そんな「人間」であることに喜びと誇りを感じさせてくれる「バレエ」、しかも英国ロイヤル・バレエ団という、世界でも一、二を争うバレエ団の公演チケットが、まだ売れ残ってしまっている。。
https://www.nbs.or.jp/stages/2022/royalballet/index.html
7/17(日) 18:00
7/18(月・祝)14:00
会場は渋谷のBunkamuraで、帰り道に美味しいものをたべる、買い物にもうってつけの立地。チケットは11,000円~とそれなりのお値段がするものの、それくらいの価値がある、と感じさせてくれる公演だ。

私がみた公演は、すべてのプログラムが終わった後の拍手もすごかった。歓声が出せないから拍手で感動を伝えるしかなく、とにかく各自がありったけの力で手を叩いた。その一体感もとてもよかった。私の回は2回目の挨拶から全員がスタンディングオベーションで、拍手の音と、そして誰もが立ち上がって拍手をする姿に会場の興奮や熱気を感じて、その空間にいることが幸運だと感じた。

さてさてついでに公演の後に行くのにぴったりな、付近の美味しいごはんをご紹介。
アカームシノワはバーぽい感じの内装だけど普通に中華。おひとりさまも気兼ねなく入れる。今回ここで私はひとりでごはん食べた。おすすめは麻婆豆腐!

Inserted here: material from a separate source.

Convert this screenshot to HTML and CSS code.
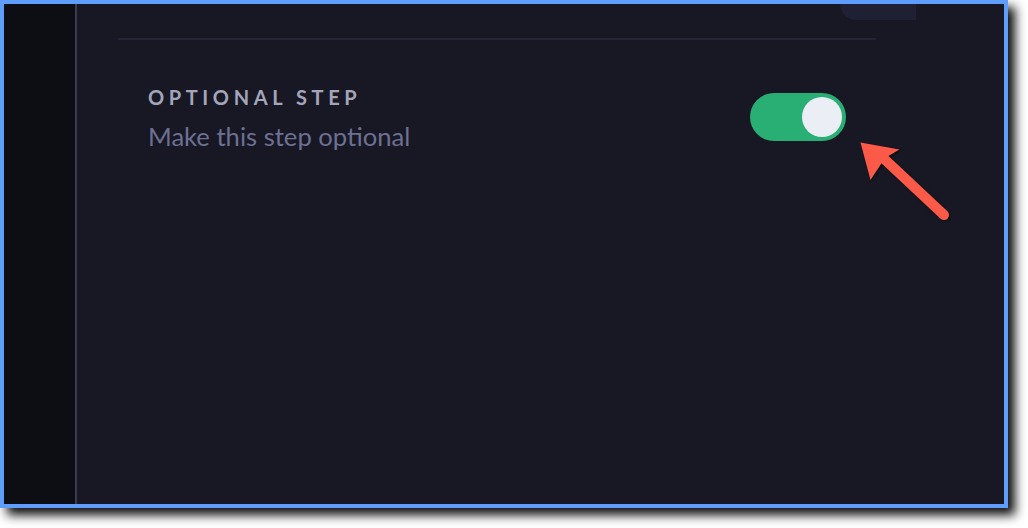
FILE: index.html
```html
<!DOCTYPE html>
<html>
<head>
<meta charset="utf-8">
<link rel="stylesheet" href="styles.css">
</head>
<body>
<div class="frame">
  <aside class="sidebar"></aside>
  <main class="main">
    <div class="topstrip"><div class="tab"></div></div>
    <div class="content">
      <div class="divider"></div>
      <div class="row">
        <div class="texts">
          <div class="title">OPTIONAL STEP</div>
          <div class="desc">Make this step optional</div>
        </div>
        <div class="toggle"><div class="knob"></div></div>
      </div>
    </div>
  </main>
  <svg class="arrow" width="120" height="110" viewBox="0 0 120 110">
    <line x1="32" y1="35" x2="96" y2="95" stroke="#fc5a48" stroke-width="10" stroke-linecap="round"/>
    <polygon points="12.5,22.5 51.5,29.5 37,38 22.5,60" fill="#fc5a48"/>
  </svg>
</div>
</body>
</html>
```
FILE: styles.css
```css
html, body {
  margin: 0;
  padding: 0;
  background: #ffffff;
}
body {
  width: 1028px;
  height: 528px;
  overflow: hidden;
  font-family: Lato, "Open Sans", sans-serif;
}
.frame {
  position: relative;
  box-sizing: border-box;
  width: 1008px;
  height: 508px;
  border: 4px solid #5e9dfb;
  display: flex;
  background: #181824;
  box-shadow: 7px 7px 10px rgba(0,0,0,0.95);
}
.sidebar {
  width: 71px;
  flex: none;
  background: #0d0d14;
  border-right: 2px solid #3a3b54;
}
.main {
  flex: 1;
  display: flex;
  flex-direction: column;
}
.topstrip {
  height: 16px;
  display: flex;
}
.tab {
  margin-left: 763px;
  width: 76px;
  height: 16px;
  background: #1f2033;
  border-bottom-left-radius: 16px;
}
.content {
  margin-left: 41px;
  width: 758px;
  padding-top: 18px;
}
.divider {
  height: 2px;
  background: #242536;
}
.row {
  display: flex;
  justify-content: space-between;
  align-items: flex-start;
  padding: 45px 30px 0 30px;
}
.title {
  font-weight: 700;
  font-size: 20px;
  letter-spacing: 4.6px;
  color: #a4a5ba;
  line-height: 24px;
}
.desc {
  margin-top: 13px;
  font-size: 25.6px;
  color: #6d7093;
  line-height: 28px;
}
.toggle {
  margin-top: 8px;
  width: 96px;
  height: 48px;
  border-radius: 24px;
  background: #29ae73;
  display: flex;
  align-items: center;
  justify-content: flex-end;
  padding-right: 4px;
  box-sizing: border-box;
}
.knob {
  width: 40px;
  height: 40px;
  border-radius: 50%;
  background: #eceef6;
}
.arrow {
  position: absolute;
  left: 844px;
  top: 116px;
  filter: drop-shadow(1px 1px 1px rgba(0,0,0,0.6));
}
```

チェイスコもこれまたカウンター席多めのおひとりさま大歓迎イタリアン。パンチの効いたイタリアンでお薦めは炭火焼の肉料理とイカ墨のリゾット。

https://tabelog.com/tokyo/A1303/A130301/13099162/

アロッサはほぼ毎週ランチにいっているオセアニア料理店。何を食べても美味しいのだけど、夜にいく時はスモークサーモンのマリネとラムチョップ、パスタをいつも頼む。変わったものだとカンガルーのステーキも。

この三連休、もしまだ予定がない方がいたら、ぜひ。ぜひ。